The Flying Scotsman
For nearly three-quarters of a century the "Flying Scotsman" has left King's Cross for Edinburgh. It is doubtful if this record can be challenged by any other train in the world. The details of the journey were distributed only during the short period at the end of the War when, owing to the imperative need of reducing train services, the "Scotsman" was combined with a train to Leeds and Bradford, and the starting time was temporarily altered to 9.30 a.m.
Except for that break, this famous express has made its daily departure at 10 a.m. since June, 1862, from No. 10 platform at King's Cross, while the up "Scotsman," inaugurated at the same date has, with the exception of a short period during its earlier history, started from the Waverley Station, Edinburgh, at the same hour for London.
Since then nearly 45,000 journeys have been made, and the "Flying Scotsman" has traveled for a total of eighteen million miles between London and Edinburgh alone, apart from the still longer journeys of the portions of the train which run through to Glasgow, Perth and Aberdeen.
Every year the mileage run by the "Flying Scotsman" between the English and Scottish capitals would be sufficient to take each of the two trains on the service roughly five times round the world.
During this long life tremendous changes have taken place. When the "Flying Scotsman" first ran, the coaches of which it was composed were six-wheelers ; corridors had not been heard of and dining cars were unknown. Not until 1900 was a really up-to-date seven-coach train, made up entirely of twelve-wheeled cars carried on six-wheeled bogies, introduced to the service.
These fine vehicles were 64 ft. 6 in. long, of an American pattern, with bow-end and the American "buck-eye" type of steel-coupling, which has been standard ever since for main-line stock on the East Coast route, and is one of the secrets of the smooth traveling for which these East Coast trains have been famous.

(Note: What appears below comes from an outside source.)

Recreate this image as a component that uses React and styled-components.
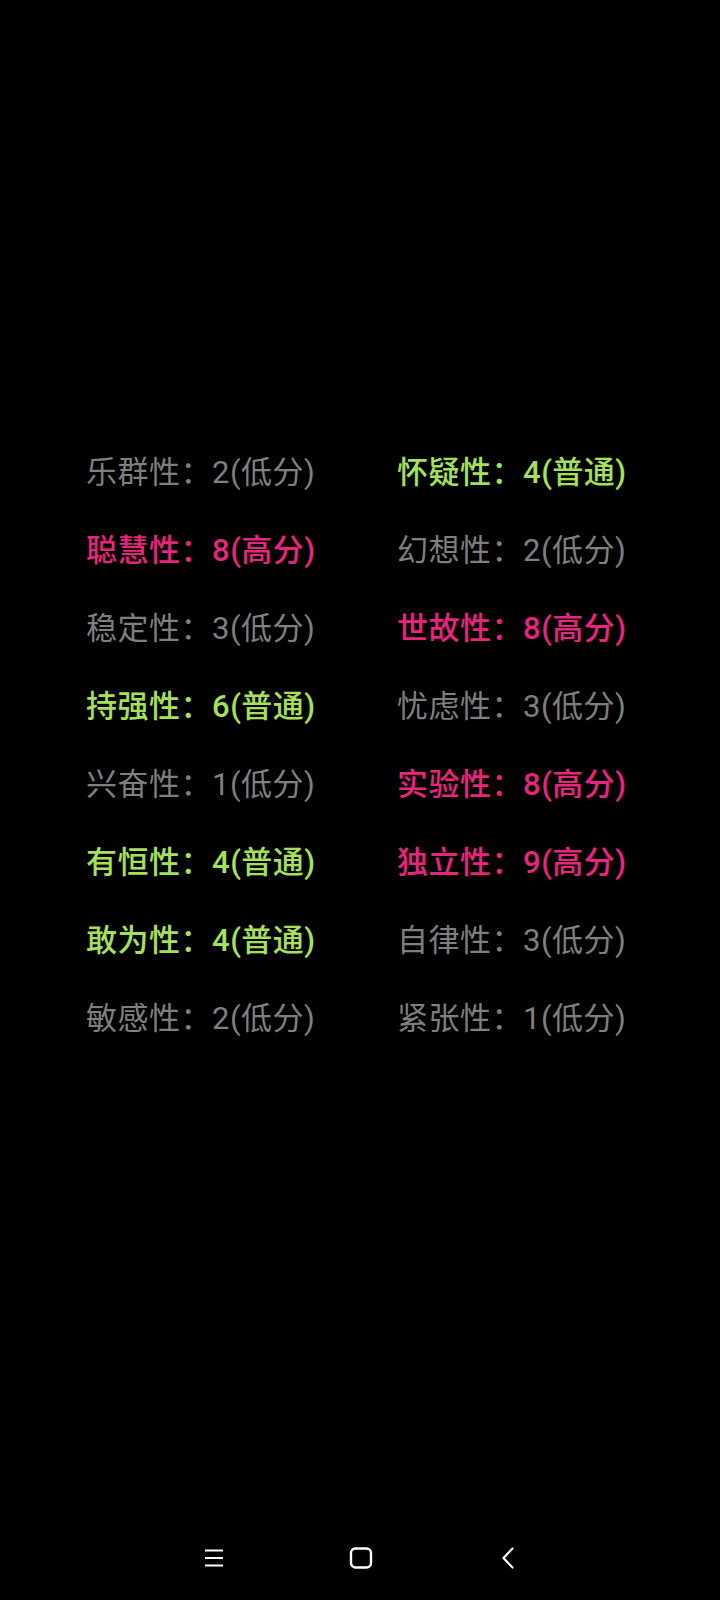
import React from "react";
import styled, { createGlobalStyle } from "styled-components";

const GlobalStyle = createGlobalStyle`
  html, body {
    margin: 0;
    padding: 0;
    background: #000;
  }
  body {
    font-family: "Roboto", "Noto Sans CJK SC", "Noto Sans", sans-serif;
  }
`;

const Page = styled.div`
  width: 720px;
  height: 1600px;
  display: flex;
  flex-direction: column;
  background: #000;
`;

const Grid = styled.div`
  margin-top: 434px;
  padding-left: 86px;
  display: grid;
  grid-template-columns: 311px 1fr;
  grid-auto-rows: 78px;
`;

const COLORS = {
  low: "#7f7f7f",
  mid: "#a4e05a",
  high: "#e8247e",
};

const Item = styled.div`
  font-size: 31px;
  letter-spacing: 0.5px;
  line-height: 78px;
  white-space: nowrap;
  color: ${(p) => COLORS[p.level]};
  font-weight: ${(p) => (p.level === "low" ? 400 : 500)};
`;

const NavBar = styled.div`
  margin-top: auto;
  height: 54px;
  display: flex;
  align-items: flex-start;
  justify-content: center;
`;

const NavRow = styled.div`
  display: flex;
  align-items: center;
  height: 24px;
  width: 318px;
  justify-content: space-between;
  margin-left: 2px;
`;

const NavBtn = styled.div`
  width: 24px;
  height: 24px;
  display: flex;
  align-items: center;
  justify-content: center;
`;

const data = [
  ["乐群性", 2, "low"],
  ["怀疑性", 4, "mid"],
  ["聪慧性", 8, "high"],
  ["幻想性", 2, "low"],
  ["稳定性", 3, "low"],
  ["世故性", 8, "high"],
  ["持强性", 6, "mid"],
  ["忧虑性", 3, "low"],
  ["兴奋性", 1, "low"],
  ["实验性", 8, "high"],
  ["有恒性", 4, "mid"],
  ["独立性", 9, "high"],
  ["敢为性", 4, "mid"],
  ["自律性", 3, "low"],
  ["敏感性", 2, "low"],
  ["紧张性", 1, "low"],
];

const label = { low: "低分", mid: "普通", high: "高分" };

export default function App() {
  return (
    <Page>
      <GlobalStyle />
      <Grid>
        {data.map(([name, score, level], i) => (
          <Item key={i} level={level}>
            {name}：{score}({label[level]})
          </Item>
        ))}
      </Grid>
      <NavBar>
        <NavRow>
          <NavBtn>
            <svg width="22" height="20" viewBox="0 0 22 20">
              <path d="M2 2.5h18M2 10h18M2 17.5h18" stroke="#fff" strokeWidth="2.2" fill="none" />
            </svg>
          </NavBtn>
          <NavBtn>
            <svg width="24" height="22" viewBox="0 0 24 22">
              <rect x="2" y="1.5" width="20" height="19" rx="4.5" stroke="#fff" strokeWidth="2.4" fill="none" />
            </svg>
          </NavBtn>
          <NavBtn>
            <svg width="14" height="22" viewBox="0 0 14 22">
              <path d="M11.5 1.5L2.5 11l9 9.5" stroke="#fff" strokeWidth="2.2" fill="none" strokeLinecap="round" strokeLinejoin="round" />
            </svg>
          </NavBtn>
        </NavRow>
      </NavBar>
    </Page>
  );
}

Until 1900 the "Flying Scotsman" had always stopped for twenty minutes at York while its passengers ate a hasty lunch in the station dining-room ; but dining cars were included with the new coaches and the stop at York was cut from twenty minutes to under ten minutes. The seven-coach train of 1900 weighed 265 tons, and added at least 30 per cent to the weight of the trains that had been in use up till then.